New Workbook() on HTML stream very slow since 23.6

Hi, we recently started experiencing a performance issue in a section of our code after upgrading to Aspose-Cells for Java 23.10. What we’re doing is creating an HTML input stream (using non-Aspose code) and trying to save it as XLSX. The performance problem is in the “new Workbook()” call, not the subsequent save() we do right afterward. (Which I find surprising… I’d expect a constructor to be fast, and a save() to be slow.) It used to create the Workbook instance in less than 1 second, now it takes at least 40 seconds for the sample contents.

I did some debugging and experimenting, and found it worked great in 23.1, and degraded in 23.6. Releases 23.2 through 23.5 give various index out of bounds and OOME errors from the constructor code and thus could not be tested for performance.

Our code is much larger than could be attached here, but I did isolate the functionality to a standalone code snippet and an HTML file to feed to it. Our actual code generates this HTML file from a reporting system that reads the rows from a database and runs it through a report template, and generates this HTML to feed to Aspose. But, we can’t include that here. So, I extracted what HTML it generated and put it in a file.

The standalone code snippet that shows the issue is:

public class MainExcelExport {
    public static void main(String[] args) throws Exception {
        InputStream inputStream = new FileInputStream("excelinput.html");

        try (ByteArrayOutputStream outputStream = new ByteArrayOutputStream()) {
            LoadOptions loadOptions = new LoadOptions(LoadFormat.HTML);
            System.err.println("DEBUG: here 1, time = " + new Date());

            // This will be extremely slow from 23.6 onward, is fast in 23.1
            Workbook workbook = new Workbook(inputStream, loadOptions);
            System.err.println("DEBUG: here 2, time = " + new Date());

            // Save it - this is always fast
            workbook.save(outputStream, SaveFormat.XLSX);
            System.err.println("DEBUG: here 3, time = " + new Date());

            // Write it out to XLSX file
            byte[] byteArray = outputStream.toByteArray();
            try (OutputStream fileOutputStream = new FileOutputStream("output.xlsx")) {
                fileOutputStream.write(byteArray);
            }
            System.err.println("DEBUG: here 4, time = " + new Date());
        }
        catch (Exception ex) {
            System.err.println("Error happened: " + ex.getMessage());
        }
    }
}

Our sample input file is:

excelinput.html.zip (24.9 KB)

I also found performance degrades exponentially based on input size. Double the number of rows, and you get quadruple the time it takes to create the Workbook.

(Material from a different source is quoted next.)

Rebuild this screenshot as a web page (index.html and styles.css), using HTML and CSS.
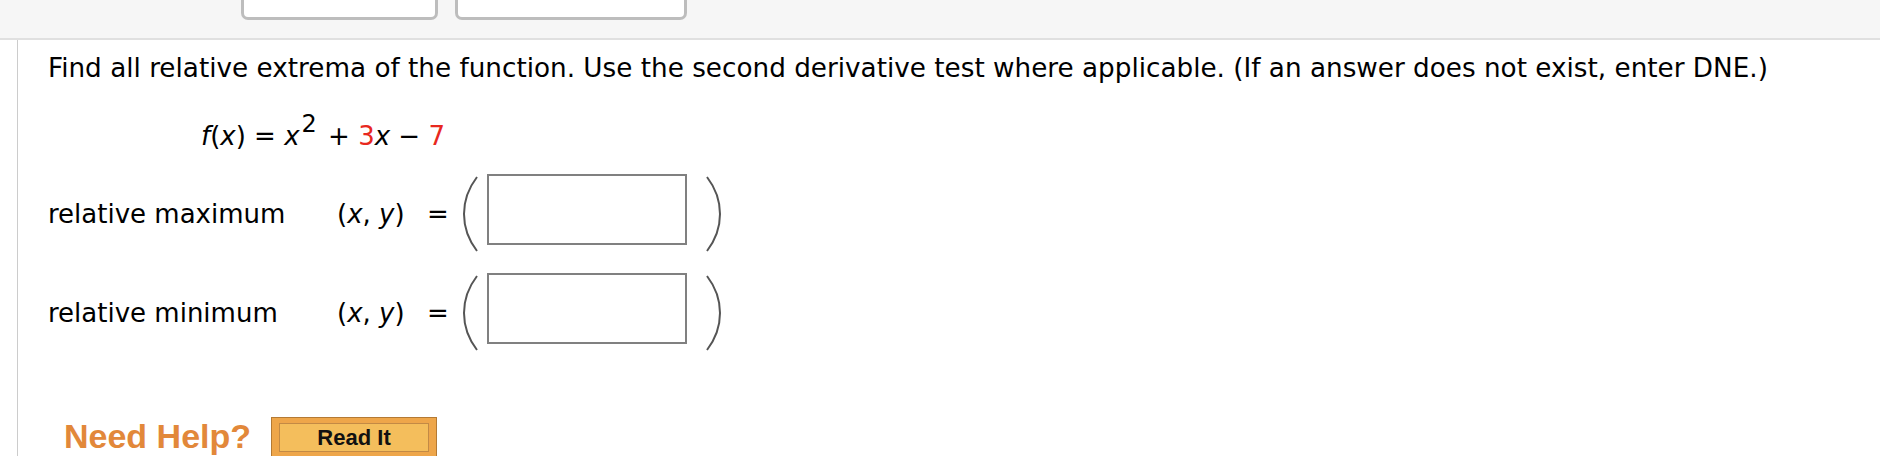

Are there any workarounds? And, can you please look into this to consider it as an Aspose defect? If there are things we can do to the HTML stream (other than report less data – can’t do as we have no control over what our customers need to report on) that may be possible workarounds for the issue, please let us know. But, please keep in mind this is generated HTML based on a report template (of which many are out there in the wild out of our control) and the specifics of the customer’s data. So, we’re limited in what options we have for changing what’s generated into this HTML.)

Thanks very much for any help!

@chuckw,

Thanks for the sample HTML file and details.

After an initial test, I am able to reproduce the issue as you mentioned by using your sample HTML file and sample code segment. I found new Workbook() on HTML stream is slow. It takes long time to load the HTML into Workbook object model from streams.

We need to evaluate your issue in details. We have opened the following new ticket(s) in our internal issue tracking system and will deliver their fixes according to the terms mentioned in Free Support Policies.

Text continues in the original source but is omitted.